Darjeeling Security personnel patrol a road during GJM strike in Darjeeling. (File Photo | PTI)
Darjeeling Security personnel patrol a road during GJM strike in Darjeeling. (File Photo | PTI)

Courtesy Gorkhaland agitation, hill schools open campuses in Siliguri

Gorkha Janmukti Morcha supremo Bimal Gurung had given a 12-hour window to boarders in the schools of Darjeeling and Kalimpong to escape the hills during the 105-day strike last year.

KOLKATA: Learning lessons from the 105-day Gorkhaland agitation last year, several boarding schools in Darjeeling and Kalimpong districts of West Bengal are opening campuses in and around Siliguri so that education does not suffer due to any future statehood agitations.

Gorkha Janmukti Morcha supremo Bimal Gurung had given a 12-hour window to boarders in the schools of Darjeeling and Kalimpong to escape the hills during the 105-day strike last year. Students from across India, Nepal, Bangladesh and Bhutan study in the boarding schools of the two hill districts of the state.

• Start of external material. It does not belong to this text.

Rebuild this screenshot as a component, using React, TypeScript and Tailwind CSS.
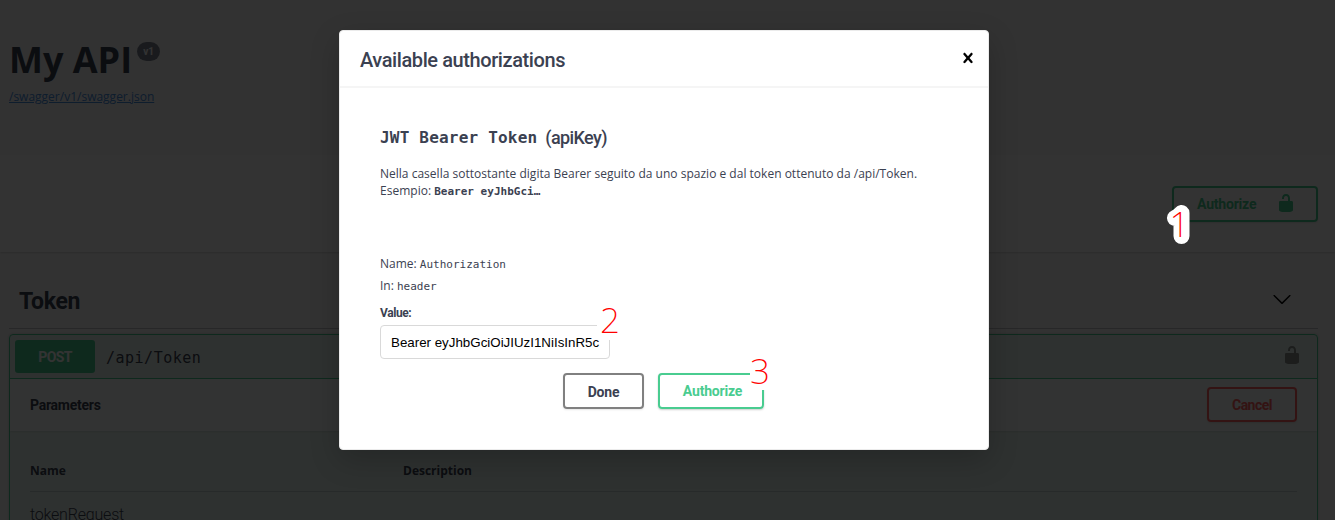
import React from "react";

const UI = "font-['Roboto','Open_Sans',sans-serif]";
const MONO = "font-['DejaVu_Sans_Mono',monospace]";

function Lock({ className }: { className: string }) {
  return (
    <svg viewBox="0 0 20 20" className={`h-5 w-5 ${className}`} fill="currentColor">
      <path d="M15.8 8H14V5.6C14 2.703 12.665 1 10 1 7.334 1 6 2.703 6 5.6V6h2v-.801C8 3.754 8.797 3 10 3c1.203 0 2 .754 2 2.199V8H4c-.553 0-1 .646-1 1.199V17c0 .549.428 1.139.951 1.307l1.197.387C5.672 18.861 6.55 19 7.1 19h5.8c.549 0 1.428-.139 1.951-.307l1.196-.387c.524-.167.953-.757.953-1.306V9.199C17 8.646 16.352 8 15.8 8z" />
    </svg>
  );
}

function ApiPage() {
  return (
    <div className="flex h-[520px] flex-col bg-[#fafafa] text-[#3b4151]">
      <header className="h-[155px] shrink-0 pl-[9px] pt-[35px]">
        <div className="flex h-[49px] items-start">
          <h1 className="font-['Open_Sans',sans-serif] text-[36px] font-bold leading-[49px]">My API</h1>
          <span className={`${UI} ml-[5px] mt-[7px] flex h-[19px] w-[23px] items-center justify-center rounded-full bg-[#7d8492] text-[10px] font-bold text-white`}>
            v1
          </span>
        </div>
        <a className="mt-[4px] block w-fit font-['Open_Sans',sans-serif] text-[12px] leading-[18px] text-[#4990e2] underline">
          /swagger/v1/swagger.json
        </a>
      </header>
      <div className="flex h-[97px] shrink-0 items-start justify-end bg-white pr-[17px] pt-[31px] shadow-[0_1px_2px_rgba(0,0,0,0.15)]">
        <button className={`${UI} flex h-[36px] w-[146px] items-center justify-between rounded border-2 border-[#49cc90] pl-[23px] pr-[20px] text-[14px] font-bold text-[#49cc90] shadow-[0_1px_2px_rgba(0,0,0,0.1)]`}>
          <span className="tracking-[-0.2px]">Authorize</span>
          <Lock className="mb-[2px]" />
        </button>
      </div>
      <main className="flex min-h-0 flex-1 flex-col overflow-hidden pl-[9px] pr-[17px] pt-[20px]">
        <div className="flex h-[57px] shrink-0 items-center justify-between border-b border-[#3b4151]/30 pl-[10px] pr-[26px]">
          <h2 className={`${UI} pt-[4px] text-[23px] font-bold tracking-[-0.3px]`}>Token</h2>
          <svg viewBox="0 0 20 20" className="mb-[3px] h-5 w-5 text-black" fill="currentColor">
            <path d="M17.418 6.109c.272-.268.709-.268.979 0s.271.701 0 .969l-7.908 7.83c-.27.268-.707.268-.979 0l-7.908-7.83c-.27-.268-.27-.701 0-.969.271-.268.709-.268.979 0L10 13.25l7.418-7.141z" />
          </svg>
        </div>
        <section className="mt-[5px] flex h-[260px] shrink-0 flex-col rounded border border-[#49cc90] bg-[#49cc90]/10 shadow-[0_0_3px_rgba(0,0,0,0.19)]">
          <div className="flex h-[44px] shrink-0 items-center border-b border-[#49cc90] pl-[5px] pr-[15px]">
            <span className={`${UI} flex h-[33px] w-[80px] items-center justify-center rounded-[3px] bg-[#49cc90] pt-[2px] text-[14px] font-bold tracking-[-0.6px] text-white`}>
              POST
            </span>
            <span className={`${MONO} ml-[11px] pt-[3px] text-[15px] tracking-[0.5px]`}>/api/Token</span>
            <Lock className="mb-[3px] ml-auto text-black opacity-40" />
          </div>
          <div className="flex h-[52px] shrink-0 items-center justify-between bg-white/80 pl-[20px] pr-[20px] shadow-[0_1px_2px_rgba(0,0,0,0.1)]">
            <h4 className={`${UI} pt-px text-[14px] font-bold tracking-[-0.25px]`}>Parameters</h4>
            <button className={`${UI} mb-px flex h-[35px] w-[90px] items-center justify-center rounded border-2 border-[#ff6060] pt-px text-[14px] font-bold tracking-[-0.5px] text-[#ff6060] shadow-[0_1px_2px_rgba(0,0,0,0.1)]`}>
              Cancel
            </button>
          </div>
          <div className="px-[20px] pt-[20px]">
            <div className="flex h-[41px] items-center border-b border-[#3b4151]/20 font-['Open_Sans',sans-serif] text-[12px] font-bold">
              <span className="w-[373px]">Name</span>
              <span>Description</span>
            </div>
            <div className={`${UI} pt-[11px] text-[16px] font-light leading-[24px] tracking-[-0.2px]`}>tokenRequest</div>
          </div>
        </section>
      </main>
    </div>
  );
}

function AuthDialog() {
  return (
    <div className="absolute left-[339px] top-[30px] flex h-[420px] w-[650px] flex-col rounded border border-[#ebebeb] bg-white text-[#3b4151] shadow-[0_10px_30px_rgba(0,0,0,0.2)]">
      <div className="flex h-[57px] shrink-0 items-center justify-between border-b-2 border-[#f5f5f5] pl-[20px] pr-[10px]">
        <h3 className={`${UI} pt-[3px] text-[20px] font-medium tracking-[-0.41px]`}>Available authorizations</h3>
        <svg viewBox="0 0 20 20" className="mb-[2px] h-5 w-5 text-black" fill="currentColor">
          <path d="M14.348 14.849c-.469.469-1.229.469-1.697 0L10 11.819l-2.651 3.029c-.469.469-1.229.469-1.697 0-.469-.469-.469-1.229 0-1.697l2.758-3.15-2.759-3.152c-.469-.469-.469-1.228 0-1.697.469-.469 1.228-.469 1.697 0L10 8.183l2.651-3.031c.469-.469 1.228-.469 1.697 0 .469.469.469 1.229 0 1.697l-2.758 3.152 2.758 3.15c.469.469.469 1.229 0 1.698z" />
        </svg>
      </div>
      <div className="flex flex-col px-[40px] pt-[37px] font-['Open_Sans',sans-serif] text-[12px]">
        <h4 className="flex h-[24px] items-center gap-[8px]">
          <span className={`${MONO} pt-[2px] text-[16px] font-bold tracking-[0.2px]`}>JWT Bearer Token</span>
          <span className={`${UI} text-[18px] font-medium tracking-[-0.6px]`}>(apiKey)</span>
        </h4>
        <p className="mt-[16px] whitespace-nowrap leading-[17px] tracking-[0.01px]">
          Nella casella sottostante digita Bearer seguito da uno spazio e dal token ottenuto da /api/Token.
          <br />
          Esempio: <b className={`${MONO} text-[11px]`}>Bearer eyJhbGci…</b>
        </p>
        <p className="mt-[55px] leading-[18px]">
          Name: <code className={`${MONO} text-[11px]`}>Authorization</code>
        </p>
        <p className="mt-[3px] leading-[18px]">
          In: <code className={`${MONO} text-[11px]`}>header</code>
        </p>
        <label className={`${UI} mt-[9px] text-[12px] font-bold leading-[16px] tracking-[-0.4px]`}>Value:</label>
        <div className="mt-[4px] flex h-[34px] w-[230px] items-center rounded border border-[#d9d9d9] pl-[10px] pt-px font-['Liberation_Sans',sans-serif] text-[13.33px] text-black">
          <span className="whitespace-nowrap">Bearer eyJhbGciOiJIUzI1NiIsInR5c</span>
        </div>
        <div className={`${UI} mt-[14px] flex gap-[14px] pl-[183px] text-[14px] font-bold`}>
          <button className="flex h-[36px] w-[81px] items-center justify-center rounded border-2 border-[#808080] pt-[2px] tracking-[-0.2px] shadow-[0_1px_2px_rgba(0,0,0,0.1)]">
            Done
          </button>
          <button className="flex h-[36px] w-[106px] items-center justify-center rounded border-2 border-[#49cc90] pl-[3px] tracking-[-0.2px] text-[#49cc90] shadow-[0_1px_2px_rgba(0,0,0,0.2)]">
            Authorize
          </button>
        </div>
      </div>
    </div>
  );
}

const DIGIT = "font-['Noto_Sans','Open_Sans',sans-serif] text-[35px] font-extralight";

export default function App() {
  return (
    <div className="relative h-[520px] w-full overflow-hidden">
      <ApiPage />
      <div className="absolute inset-0 bg-black/80" />
      <AuthDialog />
      <svg className="absolute left-[1155px] top-[195px] h-[60px] w-[50px]">
        <path d="M20 23C22.500 22 24.500 20.500 26.500 18V41" fill="none" stroke="#ffffff" strokeWidth="16" strokeLinejoin="round" strokeLinecap="round" />
        <text x="14.5" y="42" className={DIGIT} fill="#ff0000">
          1
        </text>
      </svg>
      <svg className="absolute left-[597px] top-[296px] h-[44px] w-[28px] overflow-visible bg-white">
        <text x="3" y="37" className={DIGIT} fill="#ff0000">2</text>
      </svg>
      <svg className="absolute left-[750px] top-[346px] h-[44px] w-[24px] overflow-visible bg-white">
        <text x="0" y="38" className={DIGIT} fill="#ff0000">3</text>
      </svg>
    </div>
  );
}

After the evacuation from the hills, many of schools had held 'teaching-learning camps' in Siliguri which is when ideas for second campuses were proposed by managements of several schools, sources revealed.

Besides, special classes had to be taken in winter - a traditional holiday season due to sharp dip in temperatures - to compensate the losses incurred during the agitation in summer.

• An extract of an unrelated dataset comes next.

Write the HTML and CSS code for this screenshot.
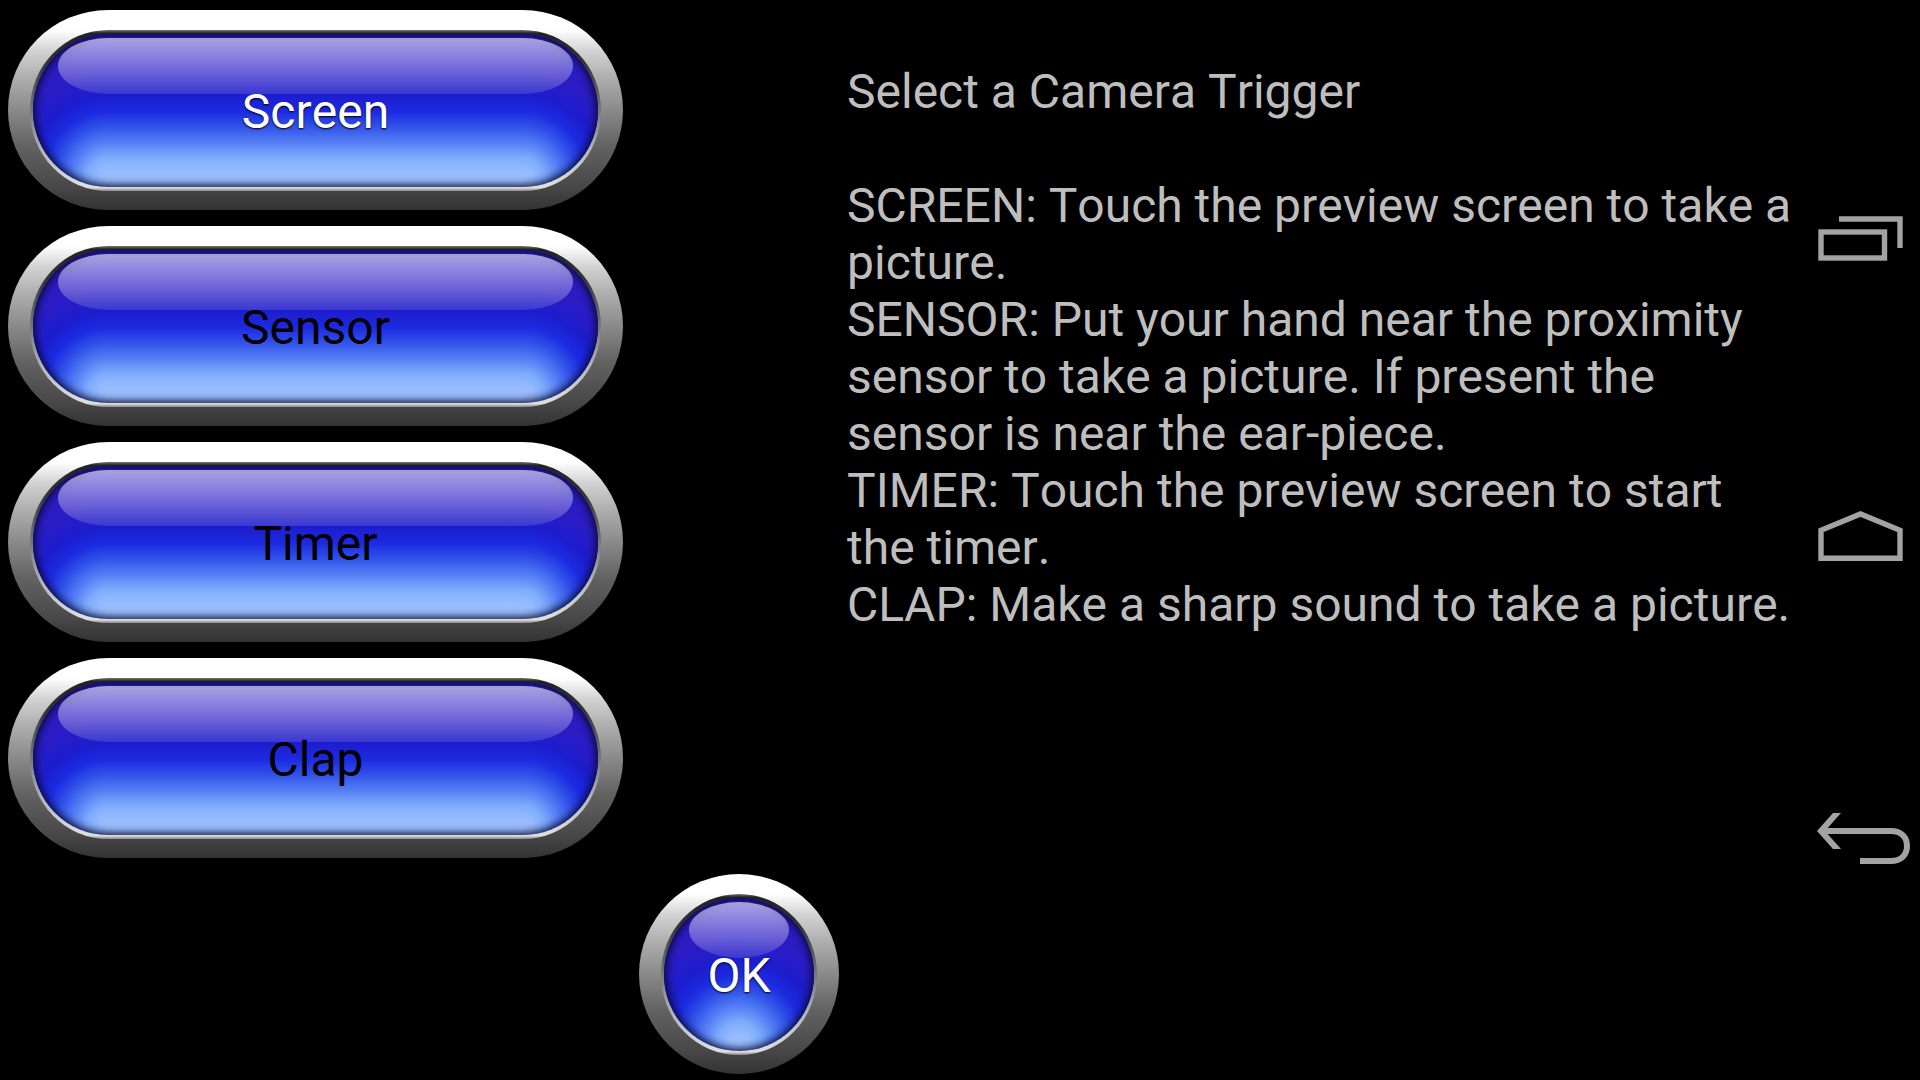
FILE: index.html
```
<!DOCTYPE html>
<html lang="en">
<head>
    <meta charset="UTF-8">
    <meta name="viewport" content="width=device-width, initial-scale=1.0">
    <title>Select a Camera Trigger</title>
    <link rel="stylesheet" href="styles.css">
</head>
<body>
    <main class="chooser">
        <div class="triggers">
            <button class="glossy selected" type="button"><span>Screen</span></button>
            <button class="glossy" type="button"><span>Sensor</span></button>
            <button class="glossy" type="button"><span>Timer</span></button>
            <button class="glossy" type="button"><span>Clap</span></button>
        </div>

        <div class="confirm">
            <button class="glossy selected" type="button"><span>OK</span></button>
        </div>

        <div class="help">
            <h1>Select a Camera Trigger</h1>
            <p>SCREEN: Touch the preview screen to take a picture.</p>
            <p>SENSOR: Put your hand near the proximity sensor to take a picture. If present the sensor is near the ear-piece.</p>
            <p>TIMER: Touch the preview screen to start the timer.</p>
            <p>CLAP: Make a sharp sound to take a picture.</p>
        </div>
    </main>

    <nav class="navbar">
        <button type="button" aria-label="Recent apps">
            <svg viewBox="0 0 120 80" fill="none" stroke="#a3a3a3" stroke-width="5.4">
                <rect x="21" y="32" width="63.5" height="26"/>
                <path d="M39 19H100V48"/>
            </svg>
        </button>
        <button type="button" aria-label="Home">
            <svg viewBox="0 0 120 80" fill="none" stroke="#a3a3a3" stroke-width="5.4">
                <path d="M21 58.2V30.2L60.5 14L100 30.2V58.2Z"/>
            </svg>
        </button>
        <button type="button" aria-label="Back">
            <svg viewBox="0 0 120 80" fill="none" stroke="#a3a3a3" stroke-width="6">
                <path d="M25 31H91C101 31 107 37 107 46C107 55 101 61 91 61H60"/>
                <path d="M33 13H41L25 31L41 49H33L17 31Z" fill="#a3a3a3" stroke="none"/>
            </svg>
        </button>
    </nav>
</body>
</html>
```
FILE: styles.css
```
body {
    display: flex;
    min-height: 100vh;
    margin: 0;
    font-family: Roboto, sans-serif;
    font-size: 48px;
    font-kerning: none;
    line-height: 57px;
    color: #bebebe;
    background-color: #000;
}

button {
    padding: 0;
    border: none;
    font: inherit;
    font-kerning: none;
    background: none;
    cursor: pointer;
}

.chooser {
    flex: 1;
    display: grid;
    grid-template-columns: 35% 216px 1fr;
    grid-template-rows: auto 1fr;
}

.triggers {
    display: flex;
    flex-direction: column;
    gap: 16px;
    padding: 10px 7px 16px 8px;
}

.confirm {
    grid-column: 2;
    grid-row: 2;
    padding: 0 7px 0 9px;
}

.help {
    grid-column: 3;
    grid-row: 1 / 3;
    padding: 63px 4px 0 1px;
}

.help h1 {
    margin: 0 0 57px;
    font-size: 48px;
    font-weight: normal;
}

.help p {
    margin: 0;
}

/* Glossy button: metal ring, blue face (::before), highlight (::after) */
.glossy {
    --glow: #9fc2ff 0%, #92b8ff 12%, #7eacfc 21%, #4f78f3 37%, #2f50e8 50%, #1c2ae1 63%, #1d1dcd 78%, #2c1cc4 100%;
    position: relative;
    width: 100%;
    height: 200px;
    padding-top: 2px;
    border-radius: 100px;
    color: #000;
    background: linear-gradient(#fff 0%, #fff 10%, #d4d4d4 20%, #b0b0b0 33%, #8a8a8a 50%, #626262 68%, #484848 88%, #333 100%);
}

.glossy::before {
    content: "";
    position: absolute;
    inset: 20px 22px 19px;
    border: 4px solid transparent;
    border-width: 4px 3px;
    border-radius: 78px / 80px;
    background:
        radial-gradient(104px 110px at 100% 96%, var(--glow)) left / 75px 100% no-repeat padding-box,
        radial-gradient(104px 110px at 0% 96%, var(--glow)) right / 75px 100% no-repeat padding-box,
        radial-gradient(99999px 110px at 50% 96%, var(--glow)) padding-box,
        linear-gradient(#777 0%, #222 2%, #333 20%, #777 50%, #aaa 70%, #ddd 96%, #ddd 98%, #888 100%) border-box;
    box-shadow: inset 0 0 8px 2px #080830;
}

.glossy::after {
    content: "";
    position: absolute;
    inset: 28px 50px auto;
    height: 56px;
    border-radius: 50px / 28px;
    background: linear-gradient(rgba(255, 255, 255, 0.6), rgba(255, 255, 255, 0.12));
}

.glossy span {
    position: relative;
    z-index: 1;
}

.glossy.selected {
    color: #fff;
    text-shadow: 0 1px 2px #000;
}

.navbar {
    display: flex;
    flex-direction: column;
    justify-content: center;
    gap: 220px;
    width: 120px;
}

.navbar svg {
    display: block;
    width: 120px;
    height: 80px;
}
```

Accordingly, Kalimpong's Rockvale Academy and Kurseong's St. Anthony's and Bethany School - each having around 2,000 students on an average -- are scouting for land in and around Siliguri for establishing their new campuses, sources revealed. Himali Boarding School of Kurseong has even inaugurated its second campus and seats have already filled up. "Our new campus will be an alternative arrangement in times of emergency besides attracting a fresh client base from across the plains," Himali Boarding chairman Rabi Subba said.

Several students left the boarding schools of the two hills districts during the 2009 Gorkhaland statehood agitation, never to return again. Most parents welcomed the concept of plains campuses in the wake of the repeated agitations.

"Keeping in mind the unsettled nature of Gorkhaland statehood demand, the Siliguri campuses are a win-win situation for both the school authorities and the parents. The education of students won't be hampered during future Gorkhaland agitations. We don't have to worry about the security of our children but at the same time put them in the discipline of the hill boarding schools but in a safer place like Siliguri," said Kolkata-based businessman Rounak Roy whose son studies in Class VII in a hill boarding school. But not all are happy.

"The second campuses in Siliguri may be opened with good intentions and practical sense but I feel this will further commercialise the education of the hill schools. Also, what is the point of keeping my son in another big, polluted city like Siliguri? I will keep him in Kolkata instead with me and my wife. Darjeeling may have political problems but there is a lot to learn from the hills which my son won't get in a city lying in the crossroads like Siliguri," said Kolkata-based photographer Gautam Mukherjee.